Track surface damaged

 NASCAR red-flagged the race on Lap 80 because of damage to the track surface between Turns 3 and 4. The field was parked on pit road as officials filled a hole. The cars were red-flagged for just more than five minutes . . . Joey Logano did not have a good showing at his home track. The native of Middletown, Conn., finished in 37th place, completing only 269 laps. Logano had to limp the No. 22 Ford to the garage because of a rear suspension problem. Logano is in 13th place in the standings. His win at Richmond Raceway does not put Logano into consideration for the playoffs because the No. 22 failed post-race inspection . . . Jimmie Johnson’s day did not begin well.
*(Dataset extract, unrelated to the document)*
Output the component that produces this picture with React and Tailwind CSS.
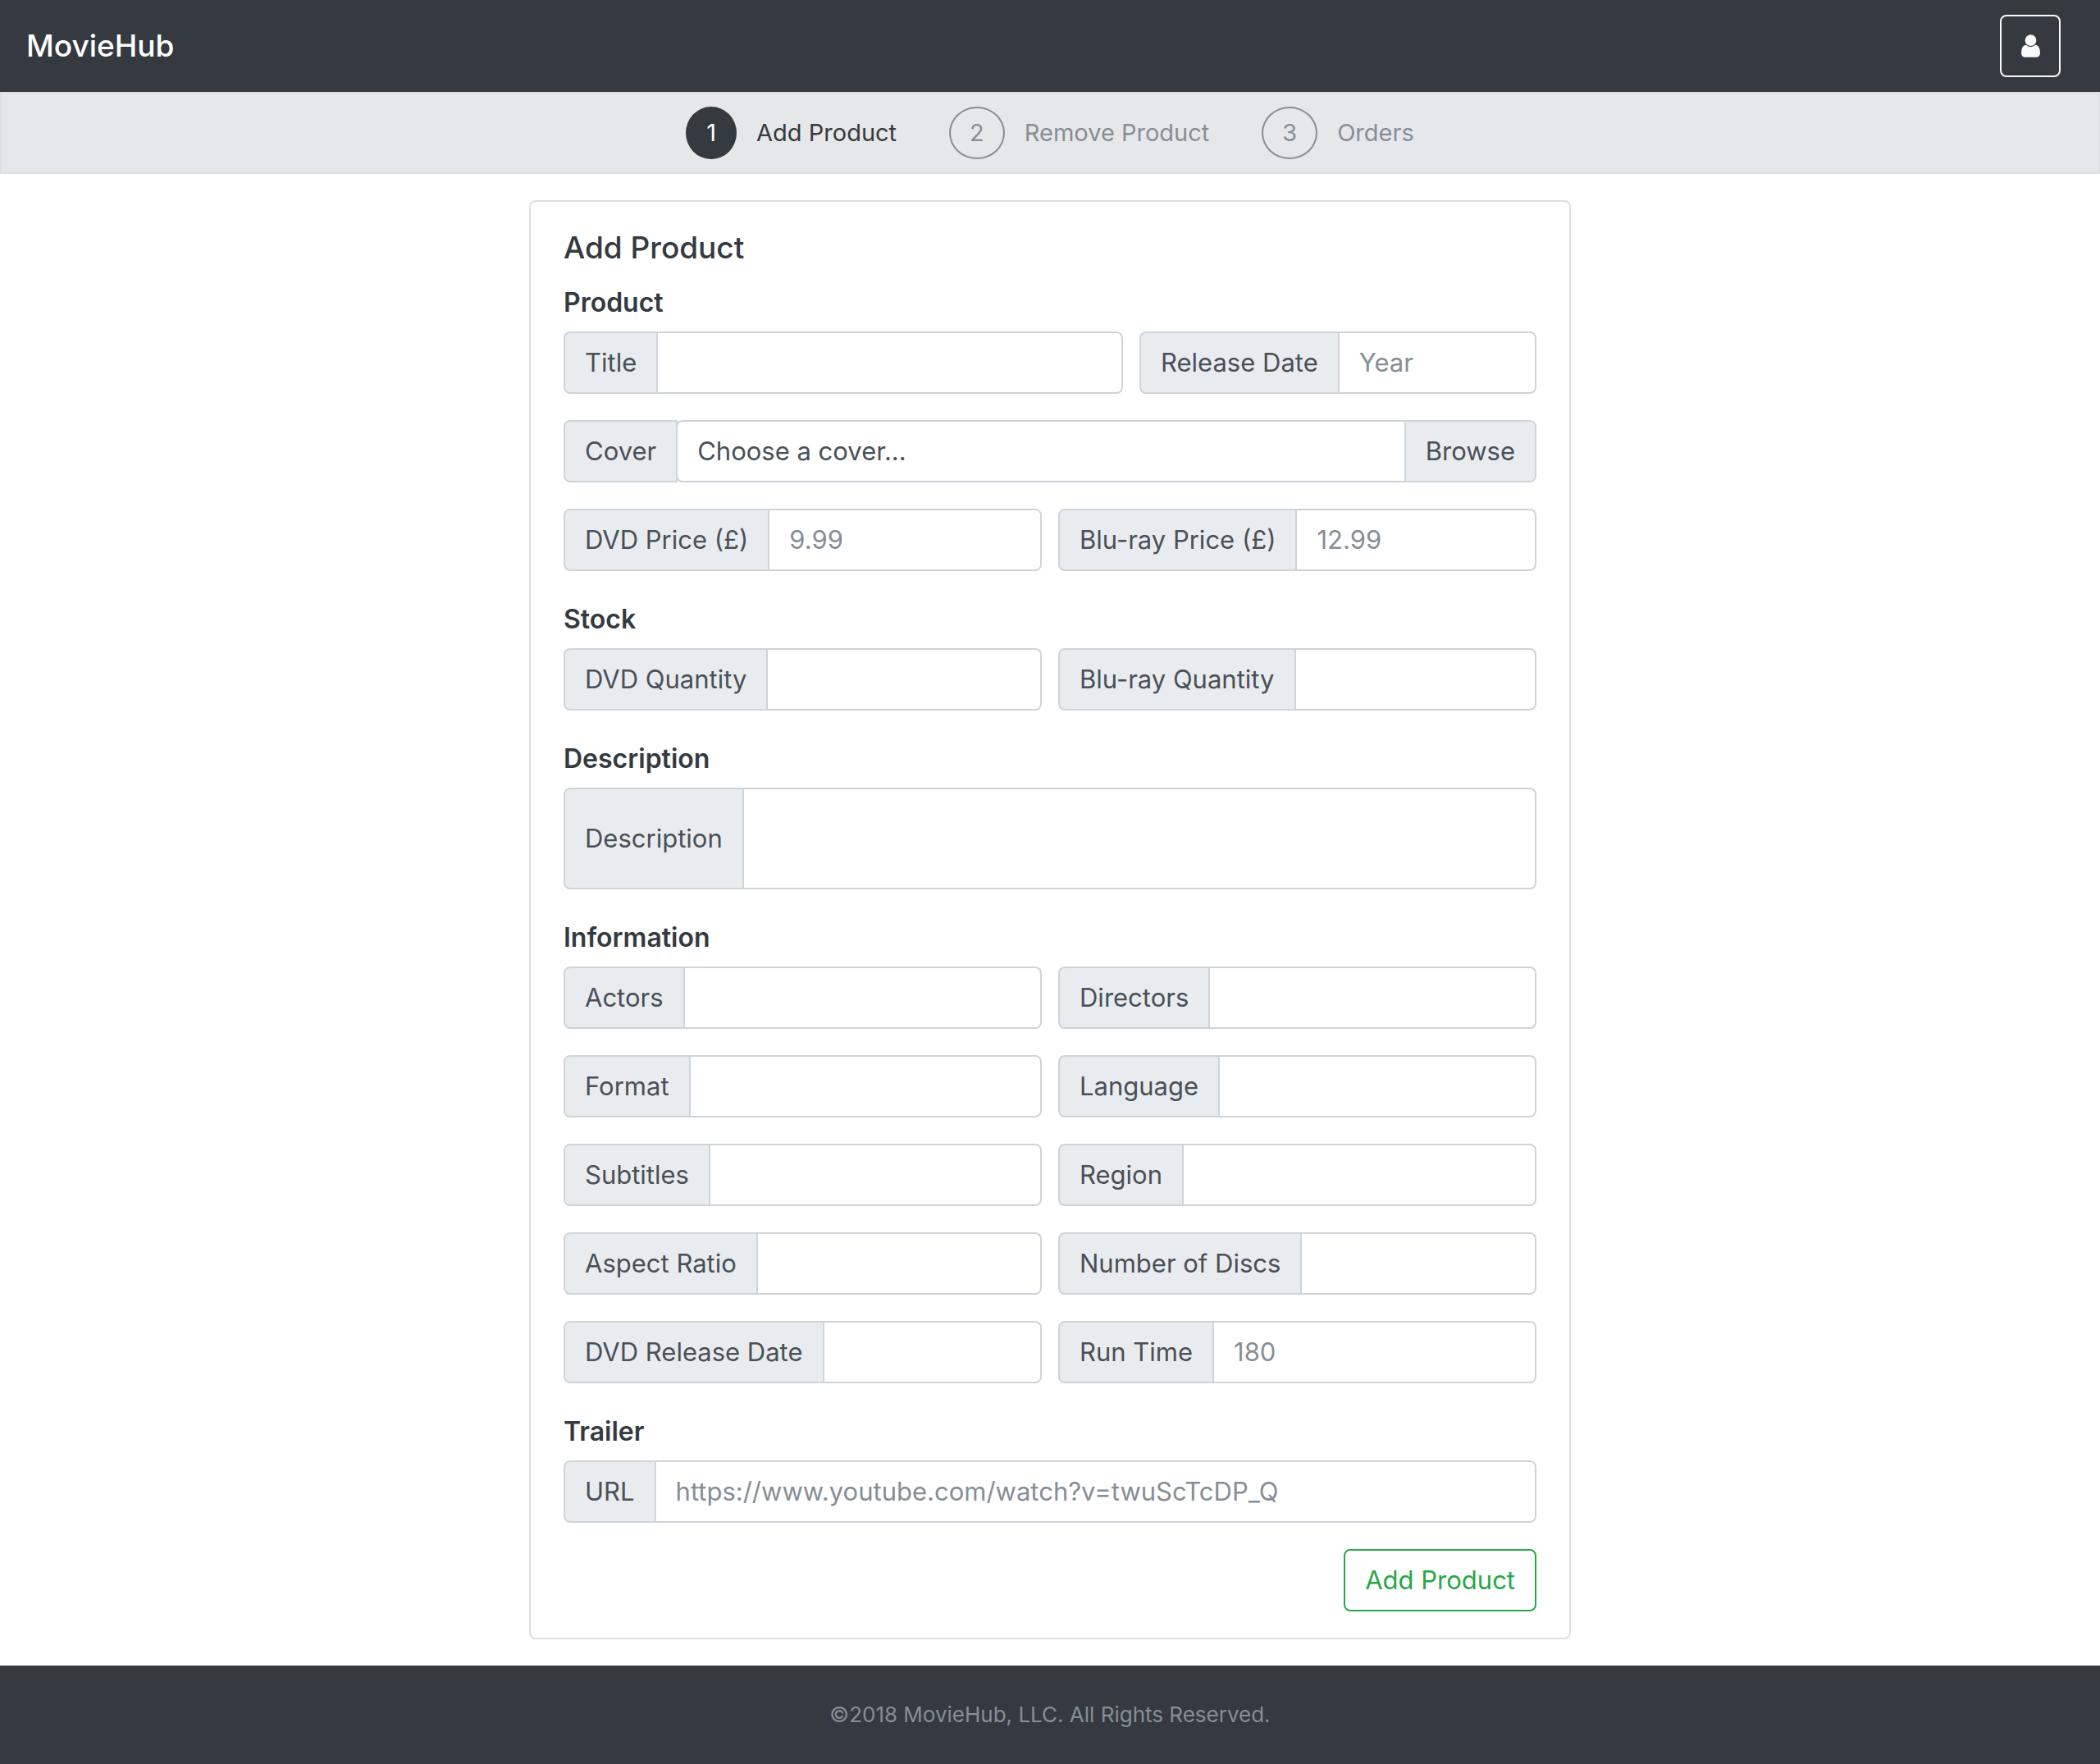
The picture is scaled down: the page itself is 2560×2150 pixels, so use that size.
import { useId } from "react";

function UserIcon() {
  return (
    <svg viewBox="0 0 1280 1792" className="h-8 w-[23px] fill-current" aria-hidden="true">
      <path d="M1280 1399q0 109-62.5 187t-150.5 78h-854q-88 0-150.5-78t-62.5-187q0-85 8.5-160.5t31.5-152 58.5-131 94-89 134.5-34.5q131 128 313 128t313-128q76 0 134.5 34.5t94 89 58.5 131 31.5 152 8.5 160.5zM1024 512q0 159-112.5 271.5t-271.5 112.5-271.5-112.5-112.5-271.5 112.5-271.5 271.5-112.5 271.5 112.5 112.5 271.5z" />
    </svg>
  );
}

const labelClass =
  "flex shrink-0 items-center whitespace-nowrap rounded-l-lg border-2 border-[#ced4da] bg-[#e9ecef] px-6 py-3 leading-[48px]";
const inputClass =
  "min-w-0 flex-1 rounded-r-lg border-2 border-l-0 border-[#ced4da] bg-white px-6 py-3 leading-[48px] placeholder:text-[#868e96] placeholder:opacity-100 focus:outline-none";

function Field({ label, placeholder }) {
  const id = useId();
  return (
    <div className="flex min-w-0">
      <label htmlFor={id} className={labelClass}>{label}</label>
      <input id={id} type="text" placeholder={placeholder} className={inputClass} />
    </div>
  );
}

function FileField() {
  const id = useId();
  return (
    <div className="relative flex">
      <span className={labelClass + " rounded-r-none"}>Cover</span>
      <input id={id} type="file" className="peer sr-only" />
      <label
        htmlFor={id}
        className="-ml-0.5 flex min-w-0 flex-1 cursor-pointer justify-between overflow-hidden rounded-lg border-2 border-[#ced4da] bg-white leading-[48px]"
      >
        <span className="px-6 py-3">Choose a cover...</span>
        <span className="border-l-2 border-[#ced4da] bg-[#e9ecef] px-6 py-3">Browse</span>
      </label>
    </div>
  );
}

function TextAreaField({ label }) {
  const id = useId();
  return (
    <div className="flex">
      <label htmlFor={id} className={labelClass}>{label}</label>
      <textarea id={id} rows={2} className={inputClass + " h-[124px] resize-none"} />
    </div>
  );
}

function Section({ title, children }) {
  return (
    <fieldset className="min-w-0">
      <legend className="mb-4 text-[32px] leading-[38px] font-semibold text-[#343a40]">{title}</legend>
      <div className="flex flex-col gap-8">{children}</div>
    </fieldset>
  );
}

function Pair({ children }) {
  return <div className="grid grid-cols-2 gap-5">{children}</div>;
}

const steps = ["Add Product", "Remove Product", "Orders"];

function Step({ number, label, active }) {
  return (
    <a
      href="#"
      aria-current={active ? "step" : undefined}
      className={active ? "flex items-center gap-6 text-[#343a40]" : "flex items-center gap-6 text-[#868e96]"}
    >
      <span
        className={
          active
            ? "rounded-[50%] border-2 border-[#343a40] bg-[#343a40] px-[23px] leading-[60px] text-white"
            : "rounded-[50%] border-2 border-[#868e96] px-[23px] leading-[60px]"
        }
      >
        {number}
      </span>
      <span>{label}</span>
    </a>
  );
}

export default function App() {
  return (
    <div className="flex min-h-screen flex-col bg-white font-['Inter',sans-serif] text-[31px] text-[#495057]">
      <header className="flex items-center justify-between bg-[#343a40] py-[18px] pr-12 pl-8">
        <a href="#" className="text-[37px] leading-[60px] font-medium text-white">MovieHub</a>
        <button
          type="button"
          aria-label="Account"
          className="flex h-[76px] w-[74px] items-center justify-center rounded-lg border-2 border-[#f8f9fa] text-[#f8f9fa]"
        >
          <UserIcon />
        </button>
      </header>

      <nav className="flex justify-center gap-16 border-2 border-[#dddfe1] bg-[#e6e7e8] py-4 text-[29px]">
        {steps.map((label, i) => (
          <Step key={label} number={i + 1} label={label} active={i === 0} />
        ))}
      </nav>

      <main className="flex-1 py-8">
        <form className="mx-auto w-full max-w-[1270px] rounded-lg border-2 border-[#dfdfdf] px-10 py-8">
          <h1 className="mb-6 text-[37px] leading-[48px] font-medium text-[#343a40]">Add Product</h1>
          <div className="flex flex-col gap-10">
            <Section title="Product">
              <div className="grid grid-cols-[682fr_484fr] gap-5">
                <Field label="Title" />
                <Field label="Release Date" placeholder="Year" />
              </div>
              <FileField />
              <Pair>
                <Field label="DVD Price (£)" placeholder="9.99" />
                <Field label="Blu-ray Price (£)" placeholder="12.99" />
              </Pair>
            </Section>
            <Section title="Stock">
              <Pair>
                <Field label="DVD Quantity" />
                <Field label="Blu-ray Quantity" />
              </Pair>
            </Section>
            <Section title="Description">
              <TextAreaField label="Description" />
            </Section>
            <Section title="Information">
              <Pair>
                <Field label="Actors" />
                <Field label="Directors" />
              </Pair>
              <Pair>
                <Field label="Format" />
                <Field label="Language" />
              </Pair>
              <Pair>
                <Field label="Subtitles" />
                <Field label="Region" />
              </Pair>
              <Pair>
                <Field label="Aspect Ratio" />
                <Field label="Number of Discs" />
              </Pair>
              <Pair>
                <Field label="DVD Release Date" />
                <Field label="Run Time" placeholder="180" />
              </Pair>
            </Section>
            <Section title="Trailer">
              <Field label="URL" placeholder="https://www.youtube.com/watch?v=twuScTcDP_Q" />
            </Section>
          </div>
          <div className="mt-8 flex justify-end">
            <button
              type="submit"
              className="rounded-lg border-2 border-[#28a745] px-6 py-3 leading-[48px] text-[#28a745]"
            >
              Add Product
            </button>
          </div>
        </form>
      </main>

      <footer className="bg-[#343a40] py-10 text-center text-[26px] leading-[40px] text-[#868e96]">
        ©2018 MovieHub, LLC. All Rights Reserved.
      </footer>
    </div>
  );
}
Johnson, who qualified second-fastest, jumped the start when the green flag flew to nose past Truex, the pole sitter. Johnson served a pass-through penalty, which dropped the No. 48 to the back of the field. Johnson recovered to finish in 10th place . . . Austin Dillon spun on Lap 88. He was the only car to go to pit road, but it could have been worse. During Dillon’s twirl, AJ Allmendinger cut to the inside and slipped past the front of the No. 3. A dime could have fit between the two cars, but not a quarter . . . The field only had two full-speed warmup laps before the end of Stage 1 because of Cole Whitt’s misfortune. Whitt’s engine let go, bringing out the caution for Laps 69 to 73. On the restart, Truex stretched his legs to cruise to the Stage 1 win. It was his 14th stage victory.